Tuesday, November 9, 2010

**disclaimer**

if you've read my stuff before, you should be used to me. if you're new, there's a few things you need to know...consider yourself warned:

#1 i don't like punctuation. deal with it. well, not so much punctuation as the shift key. everything will be lower case. yes, i know it's not "proper" but it's they way i like to type. also, this way if you see something in caps then you know i mean it...

#2 i've been known to curse a little in my blogs. ok. more than a little. FINE. i've been compared to kevin smith in my ability to drop the f-bomb in every way, shape, and description as needed. it happens. some days i'm pissed off and being polite and beeping myself out just doesn't cut it. if you don't like it, piss off. it's how i write. no, i'm not undereducated. yes, i know there are probably other words that could get the same point across. but i write the way i write. NO ONE IS FORCING YOU TO READ THIS. so deal with it or, as i said before, piss off.

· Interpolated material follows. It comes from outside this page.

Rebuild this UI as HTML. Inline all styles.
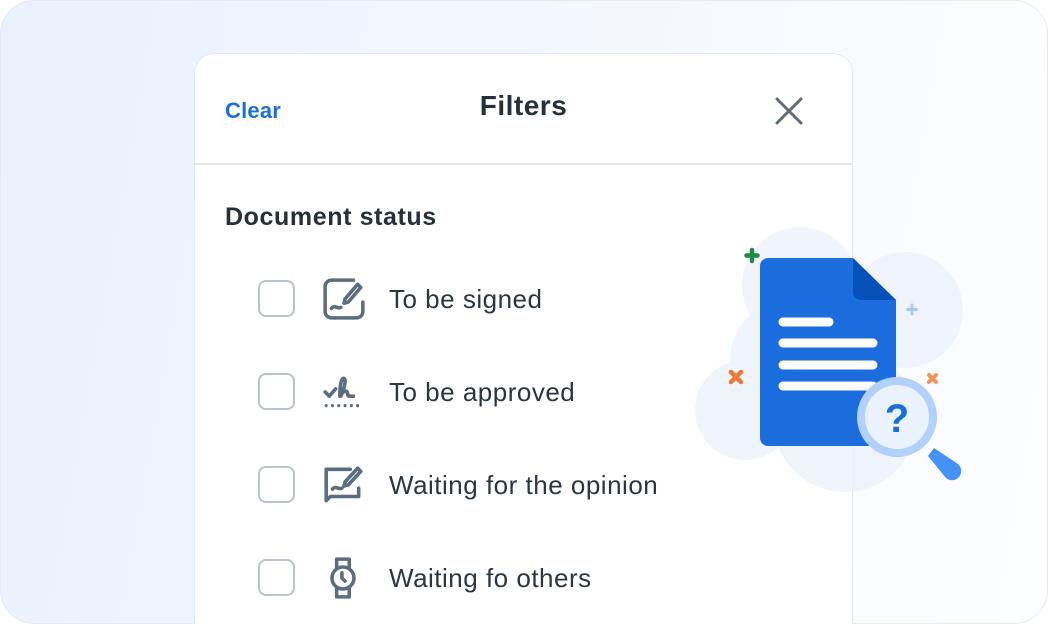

#3 everything i write is my own opinion, my own thought, it's me on paper (well, not really on paper now...is it. it's me in text and code and special computer thingys i don't understand). i don't expect you to agree with me all of the time, hell, you don' t have to agree with me any of the time. i don't care. it's my blog. it's my voice. i'm not associated with anyone, i'm not speaking for anyone, it's just me. if i steal a thought or a quote from someone, i'll let you know, other wise it's all me, all the time.

#4 i'm random. i'm odd. i'm long-winded. i have a dark sense of humor. occasionally i'll be chipper. sometimes i'll be sappy. most of the time i'll be snarky. i write what i think and what i feel. sometimes i'll cross the information border. sometimes you'll wish there was an undo button for what you just read. some days you may feel the need to soak your brain (and eyes) in a bucket of bleach when you're done (okay, maybe not THAT bad).

welcome to my blog. you've been warned.